┏━━
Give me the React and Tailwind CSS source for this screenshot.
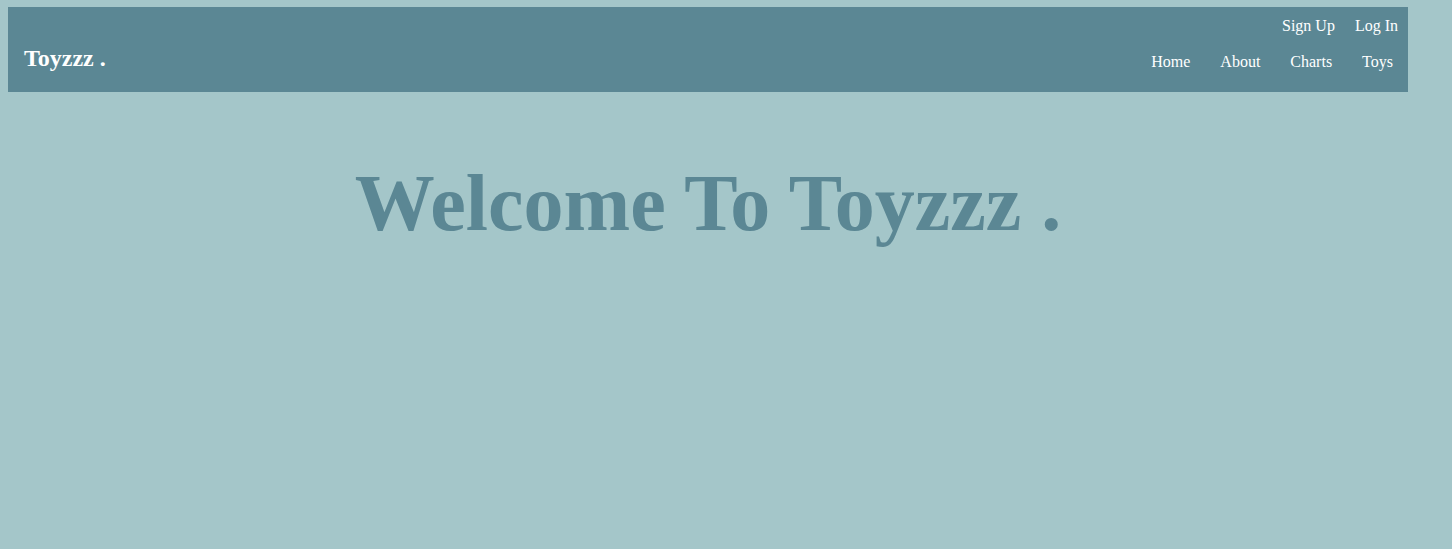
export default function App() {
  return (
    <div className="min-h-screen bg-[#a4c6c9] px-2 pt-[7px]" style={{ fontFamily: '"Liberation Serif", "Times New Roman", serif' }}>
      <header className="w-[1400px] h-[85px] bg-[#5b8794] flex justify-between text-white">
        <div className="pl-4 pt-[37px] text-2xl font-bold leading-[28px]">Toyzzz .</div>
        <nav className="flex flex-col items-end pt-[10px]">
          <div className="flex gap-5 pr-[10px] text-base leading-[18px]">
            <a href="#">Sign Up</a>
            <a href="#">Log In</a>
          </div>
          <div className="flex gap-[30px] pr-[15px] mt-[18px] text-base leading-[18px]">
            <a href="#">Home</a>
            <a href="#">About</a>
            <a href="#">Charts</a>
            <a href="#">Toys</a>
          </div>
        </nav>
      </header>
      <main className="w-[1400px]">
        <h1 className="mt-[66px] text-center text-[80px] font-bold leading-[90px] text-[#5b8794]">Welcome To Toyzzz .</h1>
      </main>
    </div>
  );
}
┗━━
Write the full listing out again with every line unchanged, but include no pictures.

= EXERCISE OUTPUT =
Give me the React and Tailwind CSS source for this screenshot.
export default function App() {
  return (
    <div className="min-h-screen bg-[#a4c6c9] px-2 pt-[7px]" style={{ fontFamily: '"Liberation Serif", "Times New Roman", serif' }}>
      <header className="w-[1400px] h-[85px] bg-[#5b8794] flex justify-between text-white">
        <div className="pl-4 pt-[37px] text-2xl font-bold leading-[28px]">Toyzzz .</div>
        <nav className="flex flex-col items-end pt-[10px]">
          <div className="flex gap-5 pr-[10px] text-base leading-[18px]">
            <a href="#">Sign Up</a>
            <a href="#">Log In</a>
          </div>
          <div className="flex gap-[30px] pr-[15px] mt-[18px] text-base leading-[18px]">
            <a href="#">Home</a>
            <a href="#">About</a>
            <a href="#">Charts</a>
            <a href="#">Toys</a>
          </div>
        </nav>
      </header>
      <main className="w-[1400px]">
        <h1 className="mt-[66px] text-center text-[80px] font-bold leading-[90px] text-[#5b8794]">Welcome To Toyzzz .</h1>
      </main>
    </div>
  );
}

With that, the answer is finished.